## Short exercise
Select from the data all lines with the word "index".

• • • • • • •

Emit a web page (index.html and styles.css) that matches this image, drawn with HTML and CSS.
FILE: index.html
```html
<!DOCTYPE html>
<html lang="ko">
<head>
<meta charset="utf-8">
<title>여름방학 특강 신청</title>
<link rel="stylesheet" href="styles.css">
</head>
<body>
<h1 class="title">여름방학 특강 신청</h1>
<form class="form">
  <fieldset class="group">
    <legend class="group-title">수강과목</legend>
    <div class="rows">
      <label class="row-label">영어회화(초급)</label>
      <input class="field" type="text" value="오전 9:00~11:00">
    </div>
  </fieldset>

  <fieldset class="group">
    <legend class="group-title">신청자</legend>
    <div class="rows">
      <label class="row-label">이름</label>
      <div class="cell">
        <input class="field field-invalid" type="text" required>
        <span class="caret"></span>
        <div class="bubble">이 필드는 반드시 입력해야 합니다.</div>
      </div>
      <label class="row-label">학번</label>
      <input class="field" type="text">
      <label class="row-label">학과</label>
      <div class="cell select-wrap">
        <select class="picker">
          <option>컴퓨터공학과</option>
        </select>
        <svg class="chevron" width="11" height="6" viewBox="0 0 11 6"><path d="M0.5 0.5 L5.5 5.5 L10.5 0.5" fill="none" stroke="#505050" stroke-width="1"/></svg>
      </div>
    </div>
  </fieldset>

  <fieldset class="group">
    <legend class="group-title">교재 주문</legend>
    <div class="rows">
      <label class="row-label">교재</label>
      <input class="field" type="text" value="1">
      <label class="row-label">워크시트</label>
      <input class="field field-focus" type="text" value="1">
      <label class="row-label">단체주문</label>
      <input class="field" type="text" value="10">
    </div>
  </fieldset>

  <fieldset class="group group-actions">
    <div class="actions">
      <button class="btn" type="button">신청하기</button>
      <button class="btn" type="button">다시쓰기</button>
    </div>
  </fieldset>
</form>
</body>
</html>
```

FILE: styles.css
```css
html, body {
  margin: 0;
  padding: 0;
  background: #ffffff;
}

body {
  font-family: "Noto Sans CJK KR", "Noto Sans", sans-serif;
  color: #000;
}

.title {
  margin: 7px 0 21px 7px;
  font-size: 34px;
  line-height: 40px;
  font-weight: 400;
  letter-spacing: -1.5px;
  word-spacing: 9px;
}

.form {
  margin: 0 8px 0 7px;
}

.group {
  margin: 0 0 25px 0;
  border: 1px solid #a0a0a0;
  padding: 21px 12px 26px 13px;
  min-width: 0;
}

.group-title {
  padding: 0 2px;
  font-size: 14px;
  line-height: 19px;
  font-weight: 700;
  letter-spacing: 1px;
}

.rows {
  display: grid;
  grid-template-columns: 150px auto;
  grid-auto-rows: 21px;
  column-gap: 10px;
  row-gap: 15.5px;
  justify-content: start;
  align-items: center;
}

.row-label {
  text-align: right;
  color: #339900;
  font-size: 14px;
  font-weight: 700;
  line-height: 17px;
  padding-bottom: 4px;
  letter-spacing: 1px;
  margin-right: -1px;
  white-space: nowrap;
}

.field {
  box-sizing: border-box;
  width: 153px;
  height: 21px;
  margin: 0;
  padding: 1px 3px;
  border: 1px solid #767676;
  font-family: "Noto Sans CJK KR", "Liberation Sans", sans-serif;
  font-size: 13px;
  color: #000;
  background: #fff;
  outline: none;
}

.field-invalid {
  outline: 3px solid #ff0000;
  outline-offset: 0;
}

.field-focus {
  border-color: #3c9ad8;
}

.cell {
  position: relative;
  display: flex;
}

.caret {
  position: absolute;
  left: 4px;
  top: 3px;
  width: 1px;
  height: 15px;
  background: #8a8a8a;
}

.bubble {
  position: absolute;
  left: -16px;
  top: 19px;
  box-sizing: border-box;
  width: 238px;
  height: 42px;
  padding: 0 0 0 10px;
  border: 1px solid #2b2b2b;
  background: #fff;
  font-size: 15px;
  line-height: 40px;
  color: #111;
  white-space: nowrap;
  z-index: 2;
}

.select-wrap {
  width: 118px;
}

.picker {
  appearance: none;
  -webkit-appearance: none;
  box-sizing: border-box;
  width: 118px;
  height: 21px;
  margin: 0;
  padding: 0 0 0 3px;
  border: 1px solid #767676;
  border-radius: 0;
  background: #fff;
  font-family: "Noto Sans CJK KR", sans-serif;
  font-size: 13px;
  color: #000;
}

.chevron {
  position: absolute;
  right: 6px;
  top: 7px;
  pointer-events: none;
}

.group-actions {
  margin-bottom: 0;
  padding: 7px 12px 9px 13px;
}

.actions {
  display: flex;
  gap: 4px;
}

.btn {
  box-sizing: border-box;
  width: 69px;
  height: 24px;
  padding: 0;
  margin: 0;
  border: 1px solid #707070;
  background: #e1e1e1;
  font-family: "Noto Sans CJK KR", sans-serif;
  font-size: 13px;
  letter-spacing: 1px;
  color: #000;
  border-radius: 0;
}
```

• • • • • • •

## Worked solution
Emit a web page (index.html and styles.css) that matches this image, drawn with HTML and CSS.
FILE: index.html
  z-index: 2;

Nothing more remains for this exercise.